# Task instructions:
Count each line below that has "index" anywhere in it. Answer with the total alone.

# Supplied material:
◇ ◇ ◇ ◇ ◇

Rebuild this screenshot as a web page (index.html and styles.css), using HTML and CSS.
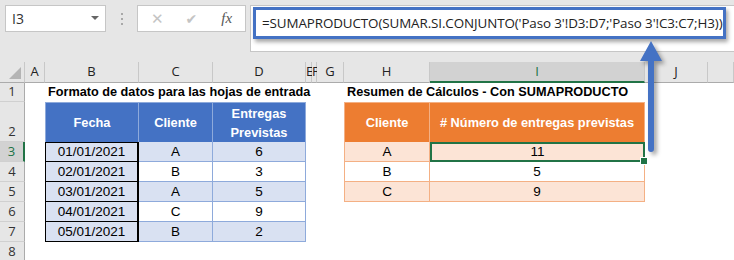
FILE: index.html
```html
<!DOCTYPE html>
<html lang="es">
<head>
    <meta charset="UTF-8">
    <title>SUMAPRODUCTO</title>
    <link rel="stylesheet" href="styles.css">
</head>
<body>
    <div class="app">
        <div class="toolbar">
            <div class="name-box">
                <span>I3</span>
                <span class="caret"></span>
            </div>
            <div class="grip"><i></i><i></i><i></i></div>
            <div class="fx-box">
                <span class="fx-cancel">&#x2715;</span>
                <span class="fx-ok">&#x2714;</span>
                <span class="fx-label">fx</span>
            </div>
            <div class="formula-bar">
                <div class="formula-highlight">=SUMAPRODUCTO(SUMAR.SI.CONJUNTO('Paso 3'!D3:D7;'Paso 3'!C3:C7;H3))</div>
            </div>
        </div>

        <div class="sheet">
            <div class="row col-heads">
                <div class="corner"><span class="corner-tri"></span></div>
                <div>A</div><div>B</div><div>C</div><div>D</div><div>E</div><div>F</div><div>G</div><div>H</div>
                <div class="active-col">I</div><div>J</div><div></div>
            </div>

            <div class="row r-20">
                <div class="rh">1</div>
                <div></div>
                <div class="title span-3">Formato de datos para las hojas de entrada</div>
                <div></div><div></div><div></div>
                <div class="title span-2">Resumen de Cálculos - Con SUMAPRODUCTO</div>
                <div></div><div></div>
            </div>

            <div class="row r-40">
                <div class="rh">2</div>
                <div></div>
                <div class="bh first">Fecha</div>
                <div class="bh">Cliente</div>
                <div class="bh">Entregas<br>Previstas</div>
                <div></div><div></div><div></div>
                <div class="oh first">Cliente</div>
                <div class="oh"># Número de entregas previstas</div>
                <div></div><div></div>
            </div>

            <div class="row r-20">
                <div class="rh active-row">3</div>
                <div></div>
                <div class="date top">01/01/2021</div>
                <div class="bc band">A</div>
                <div class="bc band">6</div>
                <div></div><div></div><div></div>
                <div class="oc band first">A</div>
                <div class="oc band selected">11<span class="fill-handle"></span></div>
                <div></div><div></div>
            </div>

            <div class="row r-20">
                <div class="rh">4</div>
                <div></div>
                <div class="date">02/01/2021</div>
                <div class="bc">B</div>
                <div class="bc">3</div>
                <div></div><div></div><div></div>
                <div class="oc first">B</div>
                <div class="oc">5</div>
                <div></div><div></div>
            </div>

            <div class="row r-20">
                <div class="rh">5</div>
                <div></div>
                <div class="date">03/01/2021</div>
                <div class="bc band">A</div>
                <div class="bc band">5</div>
                <div></div><div></div><div></div>
                <div class="oc band first">C</div>
                <div class="oc band">9</div>
                <div></div><div></div>
            </div>

            <div class="row r-20">
                <div class="rh">6</div>
                <div></div>
                <div class="date">04/01/2021</div>
                <div class="bc">C</div>
                <div class="bc">9</div>
                <div></div><div></div><div></div><div></div><div></div><div></div><div></div>
            </div>

            <div class="row r-20">
                <div class="rh">7</div>
                <div></div>
                <div class="date">05/01/2021</div>
                <div class="bc band">B</div>
                <div class="bc band">2</div>
                <div></div><div></div><div></div><div></div><div></div><div></div><div></div>
            </div>

            <div class="row r-20">
                <div class="rh">8</div>
            </div>
        </div>

        <svg class="arrow" width="40" height="124" viewBox="0 0 40 124">
            <path d="M13 5 L24 25 L16 25 L16 113 Q16 116 13 116 Q10 116 10 113 L10 25 L2 25 Z" fill="#4472c4"/>
        </svg>
    </div>
</body>
</html>
```

FILE: styles.css
```css
body {
    margin: 0;
    background: #ffffff;
    font-family: "Liberation Sans", Arial, sans-serif;
    color: #000;
}
.app {
    position: relative;
    width: 734px;
    height: 260px;
    overflow: hidden;
}
.toolbar {
    height: 62px;
    background: #e6e6e6;
    display: flex;
    align-items: flex-start;
    padding: 5px 0 0 5px;
    box-sizing: border-box;
}
.name-box {
    flex-shrink: 0;
    width: 101px;
    height: 27px;
    box-sizing: border-box;
    background: #fff;
    border: 1px solid #c6c6c6;
    display: flex;
    align-items: center;
    justify-content: space-between;
    padding: 0 6px 0 6px;
    font-family: "Open Sans", sans-serif;
    font-size: 14px;
    color: #333;
}
.caret {
    width: 0;
    height: 0;
    border-left: 4px solid transparent;
    border-right: 4px solid transparent;
    border-top: 4px solid #666;
    margin-top: -2px;
}
.grip {
    flex-shrink: 0;
    width: 31px;
    height: 27px;
    display: flex;
    flex-direction: column;
    align-items: center;
    justify-content: center;
    gap: 3px;
}
.grip i {
    width: 2px;
    height: 2px;
    background: #a8a8a8;
}
.fx-box {
    flex-shrink: 0;
    width: 109px;
    height: 27px;
    box-sizing: border-box;
    background: #fff;
    border: 1px solid #c6c6c6;
    display: flex;
    align-items: center;
    padding: 0 0 0 13px;
    gap: 22px;
}
.fx-cancel {
    color: #c4c4c4;
    font-size: 15px;
    font-family: "DejaVu Sans", sans-serif;
}
.fx-ok {
    color: #c4c4c4;
    font-size: 14px;
    font-family: "DejaVu Sans", sans-serif;
}
.fx-label {
    color: #555;
    font-family: "Liberation Serif", serif;
    font-style: italic;
    font-size: 15px;
    margin-left: 2px;
}
.formula-bar {
    margin-left: 4px;
    flex: 1;
    min-width: 0;
    height: 47px;
    box-sizing: border-box;
    background: #fff;
    border: 1px solid #c6c6c6;
    border-right: none;
    padding: 1px 8px 0 2px;
}
.formula-highlight {
    height: 32px;
    box-sizing: border-box;
    border: 3px solid #4472c4;
    box-shadow: 2px 3px 4px rgba(0, 0, 0, 0.35);
    padding: 0 0 0 6px;
    line-height: 27px;
    font-family: "Open Sans", sans-serif;
    font-size: 13.4px;
    letter-spacing: -0.1px;
    color: #222;
    white-space: nowrap;
}

/* hoja */
.row {
    display: grid;
    grid-template-columns: 25px 20px 94px 74px 93px 6px 5px 27px 86px 215px 63px 26px;
    height: 20px;
}
.row > div {
    box-sizing: border-box;
    min-width: 0;
}
.r-40 { height: 40px; }
.col-heads > div {
    background: #e6e6e6;
    border-right: 1px solid #c8c8c8;
    border-bottom: 1px solid #ababab;
    font-family: "Open Sans", sans-serif;
    font-size: 13px;
    color: #222;
    text-align: center;
    line-height: 19px;
}
.col-heads .active-col {
    background: #d2d2d2;
    border-bottom: 2px solid #217346;
    color: #217346;
}
.corner {
    position: relative;
}
.corner-tri {
    position: absolute;
    right: 3px;
    bottom: 3px;
    width: 0;
    height: 0;
    border-left: 12px solid transparent;
    border-bottom: 12px solid #b4b4b4;
}
.rh {
    background: #e6e6e6;
    border-right: 1px solid #ababab;
    border-bottom: 1px solid #d0d0d0;
    font-family: "Open Sans", sans-serif;
    font-size: 13px;
    color: #333;
    text-align: center;
    display: flex;
    align-items: flex-end;
    justify-content: center;
    line-height: 19px;
}
.rh.active-row {
    background: #d2d2d2;
    border-right: 2px solid #217346;
    color: #217346;
}
.title {
    font-weight: bold;
    font-size: 12.7px;
    white-space: nowrap;
    line-height: 20px;
    padding-left: 3px;
}
.span-3 { grid-column: span 3; }
.span-2 { grid-column: span 2; }

.bh, .oh {
    color: #fff;
    font-weight: bold;
    font-size: 12.8px;
    display: flex;
    align-items: center;
    justify-content: center;
    text-align: center;
    line-height: 19px;
}
.bh {
    background: #4472c4;
    border-top: 1px solid #8eaadb;
    border-right: 1px solid #8eaadb;
}
.bh.first { border-left: 1px solid #8eaadb; }
.oh {
    background: #ed7d31;
    border-top: 1px solid #f4b084;
    border-right: 1px solid #f4b084;
}
.oh.first { border-left: 1px solid #f4b084; }

.date, .bc, .oc {
    font-size: 13.5px;
    text-align: center;
    line-height: 19px;
}
.date {
    background: #d9e1f2;
    border: 1px solid #000;
    border-top: none;
    border-right-width: 2px;
}
.date.top { border-top: 1px solid #000; line-height: 18px; }
.bc {
    border-right: 1px solid #8eaadb;
    border-bottom: 1px solid #8eaadb;
}
.bc.band { background: #d9e1f2; }
.oc {
    border-right: 1px solid #f4b084;
    border-bottom: 1px solid #f4b084;
}
.oc.first { border-left: 1px solid #f4b084; }
.oc.band { background: #fce4d6; }
.oc.selected {
    position: relative;
    border: 2px solid #217346;
    line-height: 16px;
}
.fill-handle {
    position: absolute;
    right: -5px;
    bottom: -5px;
    width: 6px;
    height: 6px;
    background: #217346;
    border: 1px solid #fff;
}
.arrow {
    position: absolute;
    left: 638px;
    top: 36px;
    filter: drop-shadow(3px 3px 2px rgba(0, 0, 0, 0.35));
}
```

◇ ◇ ◇ ◇ ◇

# Result:
2